In the final episode of The Psaki Show before Thanksgiving, Fox News White House correspondent Peter Doocy went into the break with a bang as he grilled Jen Psaki over far-left Democratic Congresswoman Rashida Tlaib’s proposal to abolish prisons, pressing for answers on whether President Biden will apologize for impugning Kyle Rittenhouse’s character, the record costs for Thanksgiving dinner, and Biden’s holiday vacation to Nantucket.
Doocy started his turn by gaging Biden’s interest in Tlaib’s radical proposal that caused her to be on the end of a brutal exchange with Axios’s Jonathan Swan:
A couple days ago, President Biden was in Michigan and he was thanking Congresswoman Rashida Tlaib for the passport into her district. Now she is supporting legislation that would release all federal prisoners within two years. Would the President ever support that?
Psaki wasn’t interested in having egg on her face (at least on this issue), insisting she was “absolutely clear” in stating Biden “does not support abolishing prisons” or “defunding the police” because they would “make us less safe and he would not support legislation that includes it.”
The Fox reporter moved on to Rittenhouse and followed up on questions he asked from November 15: “Would the President ever apologize to the acquitted Kenosha shooter Kyle Rittenhouse for suggesting online and on TV that he is a white supremacist?”
Predictably, Psaki made it all about Donald Trump: “[T]his is about a campaign video release last year that used President Trump's own words during a debate as he refused to condemn white supremacists and militia groups.”
Without stating it, Psaki appeared to give oxygen to Biden’s lie, saying he’s called out “the tragic consequences of” extremists feeling emboldened to the point “when people think it is okay to take the law into their own hands instead of allowing law enforcement to do its job.”

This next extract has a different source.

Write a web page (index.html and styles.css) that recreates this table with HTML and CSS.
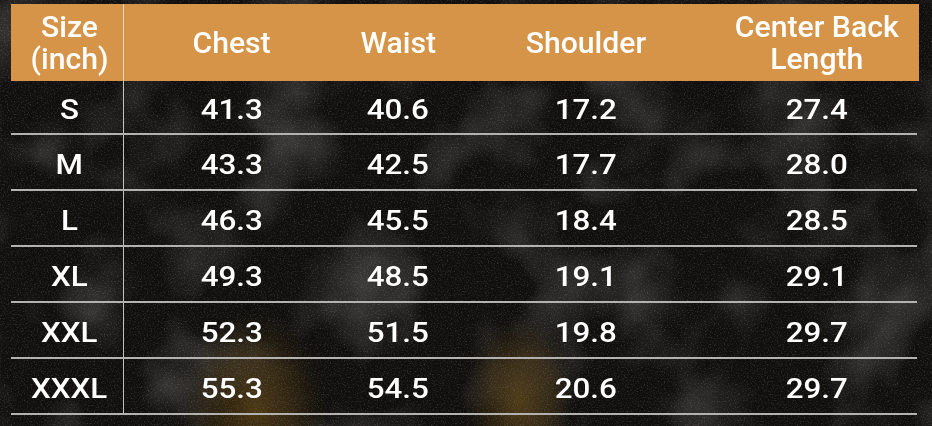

Doocy stood his ground and fact-checked her, but Psaki again chose to give a wink and nod to the lies (click “expand”):
DOOCY: But if – you’re saying that it was just a campaign video. It wasn’t. The President also gave an interview where he said this – Rittenhouse was part of a militia coming out of Illinois. Have you ever heard this President – referring to Trump -- say one negative thing about white supremacists? These are all things -- none of this was proven in the trial and Kyle Rittenhouse is saying that the President had actual malice in defaming his character. Is that what happened here?
PSAKI: The – the President spoke to the verdict last week. He has, obviously, condemned the hatred and division and violence we’ve seen around the country by groups like the Proud Boys and groups that individual has posed in photos with. But, beyond that, I’ll leave it to his comments around the verdict.

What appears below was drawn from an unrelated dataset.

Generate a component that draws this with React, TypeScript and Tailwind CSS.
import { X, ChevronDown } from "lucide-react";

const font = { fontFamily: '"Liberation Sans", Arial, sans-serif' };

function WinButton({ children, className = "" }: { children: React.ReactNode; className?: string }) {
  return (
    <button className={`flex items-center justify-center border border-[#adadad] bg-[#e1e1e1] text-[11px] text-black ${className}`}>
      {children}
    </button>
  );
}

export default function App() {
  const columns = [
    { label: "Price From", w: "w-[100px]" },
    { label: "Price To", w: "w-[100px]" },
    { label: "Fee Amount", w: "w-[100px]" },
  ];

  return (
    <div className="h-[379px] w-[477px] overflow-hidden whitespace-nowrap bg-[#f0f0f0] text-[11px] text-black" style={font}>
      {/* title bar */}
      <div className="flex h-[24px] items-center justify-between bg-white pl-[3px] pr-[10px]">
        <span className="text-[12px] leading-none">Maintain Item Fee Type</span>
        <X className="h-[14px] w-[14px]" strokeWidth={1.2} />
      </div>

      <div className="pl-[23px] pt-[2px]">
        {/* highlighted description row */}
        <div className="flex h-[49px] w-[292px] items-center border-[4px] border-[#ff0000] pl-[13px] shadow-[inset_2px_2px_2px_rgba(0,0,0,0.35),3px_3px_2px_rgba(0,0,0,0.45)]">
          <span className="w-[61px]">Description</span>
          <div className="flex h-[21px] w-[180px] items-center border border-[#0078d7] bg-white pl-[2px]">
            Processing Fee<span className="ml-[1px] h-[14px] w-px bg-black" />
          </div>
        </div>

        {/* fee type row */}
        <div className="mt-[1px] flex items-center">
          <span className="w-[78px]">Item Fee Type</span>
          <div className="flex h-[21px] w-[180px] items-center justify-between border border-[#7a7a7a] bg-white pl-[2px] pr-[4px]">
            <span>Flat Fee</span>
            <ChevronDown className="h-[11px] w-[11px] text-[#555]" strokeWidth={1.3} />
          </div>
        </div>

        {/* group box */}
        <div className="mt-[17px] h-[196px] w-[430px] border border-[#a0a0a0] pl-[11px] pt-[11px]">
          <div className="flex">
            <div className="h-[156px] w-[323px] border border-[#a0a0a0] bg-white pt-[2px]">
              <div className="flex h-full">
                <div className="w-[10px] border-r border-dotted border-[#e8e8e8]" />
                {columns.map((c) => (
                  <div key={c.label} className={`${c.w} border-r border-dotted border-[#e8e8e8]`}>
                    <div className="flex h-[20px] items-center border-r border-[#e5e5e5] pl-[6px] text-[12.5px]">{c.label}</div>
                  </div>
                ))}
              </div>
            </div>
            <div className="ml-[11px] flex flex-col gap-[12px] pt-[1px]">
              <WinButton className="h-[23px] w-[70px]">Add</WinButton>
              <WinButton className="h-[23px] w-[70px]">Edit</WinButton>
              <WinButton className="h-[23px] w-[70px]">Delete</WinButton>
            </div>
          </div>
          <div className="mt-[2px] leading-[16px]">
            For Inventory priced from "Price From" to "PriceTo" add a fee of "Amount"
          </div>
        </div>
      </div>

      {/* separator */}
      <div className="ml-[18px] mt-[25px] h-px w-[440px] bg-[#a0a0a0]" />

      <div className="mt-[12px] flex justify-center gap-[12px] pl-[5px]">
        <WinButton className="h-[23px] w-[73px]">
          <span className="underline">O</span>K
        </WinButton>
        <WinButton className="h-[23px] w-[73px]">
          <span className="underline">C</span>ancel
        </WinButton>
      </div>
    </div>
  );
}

Combining his final two subjects into one, Doocy wanted to know “what message does it send” to struggling Americans as they’re trying “to cover the cost of the most expensive Thanksgiving ever that the President is going to take a few days off at a billionaire's compound in Nantucket.”
Psaki made a caveat that “any increase in prices is something [he’s] concerned about,” but she had a treadmill-like situation on her hands as she said while she wasn’t sure “if you’ve cooked a turkey before, but a 20-pound turkey is a pretty big” one and it only costs “about one dollar more” this year.
Before she moved onto NBC’s Monica Alba, Doocy refocused the question on the Nantucket excursion: “But the President said today that he was sent here to look out for these working and middle-class families who are strained right now. What should they read into him leaving now at this time of great personal financial hardship for so many to go to Nantucket for the week?”
Of course, Psaki ducked it, suggesting Biden was no different than everyone else in wanting time with loved ones.
And to add a footnote, the previous episode of The Psaki Show on Monday featured Doocy bringing the receipts for how Psaki herself denounced the Trump administration for rejecting a Congressional Budget Office (CBO) score as she and her team were doing just that with CBO’s Build Back Better score (click “expand”):
DOOCY: When the last administration tried to say that the CBO was incorrect, you tweeted, “Watching Mulvaney try to walk away from a CBO score and explain the budget outline is awkward and uncomfortable to watch.” So, what is the difference between the Trump administration saying, “don’t listen to the CBO,” and the Biden administration saying, “don’t listen to the CBO.”
PSAKI: Actually, we’ve praised the overall work of the CBO on the Build Back Better Act repeatedly and that’s what we believe, but again, I would point to the fact that there isn’t a great deal of history or experience in scoring IRS enforcement. That’s something that economists across the board have noted. That’s something that leaders on the Hill, Democrats and Republicans have been briefed on for several months now and that’s why it wasn’t really a surprise to them and why the vote, in part, moved forward.
And in another sign of how perilous things have become for the administration, liberal media journalists were similarly prepared as they fired off tough questions for Psaki and Energy Secretary Jennifer Granholm about the high gas prices.
How bad was it? Two of the questioners were CNNers in chief national affairs correspondent Jeff Zeleny and CNN political analyst/Grio correspondent April Ryan.